Part of a data file:
* begin *
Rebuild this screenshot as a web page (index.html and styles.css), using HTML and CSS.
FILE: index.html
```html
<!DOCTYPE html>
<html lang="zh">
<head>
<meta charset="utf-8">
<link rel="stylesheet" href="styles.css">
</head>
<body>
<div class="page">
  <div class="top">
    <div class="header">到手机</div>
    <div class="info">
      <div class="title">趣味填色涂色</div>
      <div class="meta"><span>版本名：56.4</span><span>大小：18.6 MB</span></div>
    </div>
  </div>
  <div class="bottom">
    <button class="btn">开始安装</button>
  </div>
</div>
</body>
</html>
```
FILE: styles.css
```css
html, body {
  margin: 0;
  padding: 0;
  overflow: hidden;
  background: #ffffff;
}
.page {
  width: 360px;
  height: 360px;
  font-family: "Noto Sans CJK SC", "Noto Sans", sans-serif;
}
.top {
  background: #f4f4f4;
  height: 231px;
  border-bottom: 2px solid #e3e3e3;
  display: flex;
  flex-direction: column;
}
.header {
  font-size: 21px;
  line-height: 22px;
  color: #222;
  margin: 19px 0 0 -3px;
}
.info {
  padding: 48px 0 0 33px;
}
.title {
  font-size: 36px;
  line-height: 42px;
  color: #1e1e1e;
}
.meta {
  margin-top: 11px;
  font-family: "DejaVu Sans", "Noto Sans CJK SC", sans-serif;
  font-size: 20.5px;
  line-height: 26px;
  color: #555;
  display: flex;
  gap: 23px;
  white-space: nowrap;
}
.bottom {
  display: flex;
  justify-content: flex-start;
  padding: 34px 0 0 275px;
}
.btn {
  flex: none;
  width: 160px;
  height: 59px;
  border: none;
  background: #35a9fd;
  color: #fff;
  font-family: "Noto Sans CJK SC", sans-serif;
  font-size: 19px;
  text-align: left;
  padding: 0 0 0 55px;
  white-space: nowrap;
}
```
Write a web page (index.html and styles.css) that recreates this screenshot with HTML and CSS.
* end *
**WRITTEN TASK:** Write the material out again word for word.

**WORKED SOLUTION:**
Rebuild this screenshot as a web page (index.html and styles.css), using HTML and CSS.
FILE: index.html
```html
<!DOCTYPE html>
<html lang="zh">
<head>
<meta charset="utf-8">
<link rel="stylesheet" href="styles.css">
</head>
<body>
<div class="page">
  <div class="top">
    <div class="header">到手机</div>
    <div class="info">
      <div class="title">趣味填色涂色</div>
      <div class="meta"><span>版本名：56.4</span><span>大小：18.6 MB</span></div>
    </div>
  </div>
  <div class="bottom">
    <button class="btn">开始安装</button>
  </div>
</div>
</body>
</html>
```
FILE: styles.css
```css
html, body {
  margin: 0;
  padding: 0;
  overflow: hidden;
  background: #ffffff;
}
.page {
  width: 360px;
  height: 360px;
  font-family: "Noto Sans CJK SC", "Noto Sans", sans-serif;
}
.top {
  background: #f4f4f4;
  height: 231px;
  border-bottom: 2px solid #e3e3e3;
  display: flex;
  flex-direction: column;
}
.header {
  font-size: 21px;
  line-height: 22px;
  color: #222;
  margin: 19px 0 0 -3px;
}
.info {
  padding: 48px 0 0 33px;
}
.title {
  font-size: 36px;
  line-height: 42px;
  color: #1e1e1e;
}
.meta {
  margin-top: 11px;
  font-family: "DejaVu Sans", "Noto Sans CJK SC", sans-serif;
  font-size: 20.5px;
  line-height: 26px;
  color: #555;
  display: flex;
  gap: 23px;
  white-space: nowrap;
}
.bottom {
  display: flex;
  justify-content: flex-start;
  padding: 34px 0 0 275px;
}
.btn {
  flex: none;
  width: 160px;
  height: 59px;
  border: none;
  background: #35a9fd;
  color: #fff;
  font-family: "Noto Sans CJK SC", sans-serif;
  font-size: 19px;
  text-align: left;
  padding: 0 0 0 55px;
  white-space: nowrap;
}
```
Write a web page (index.html and styles.css) that recreates this screenshot with HTML and CSS.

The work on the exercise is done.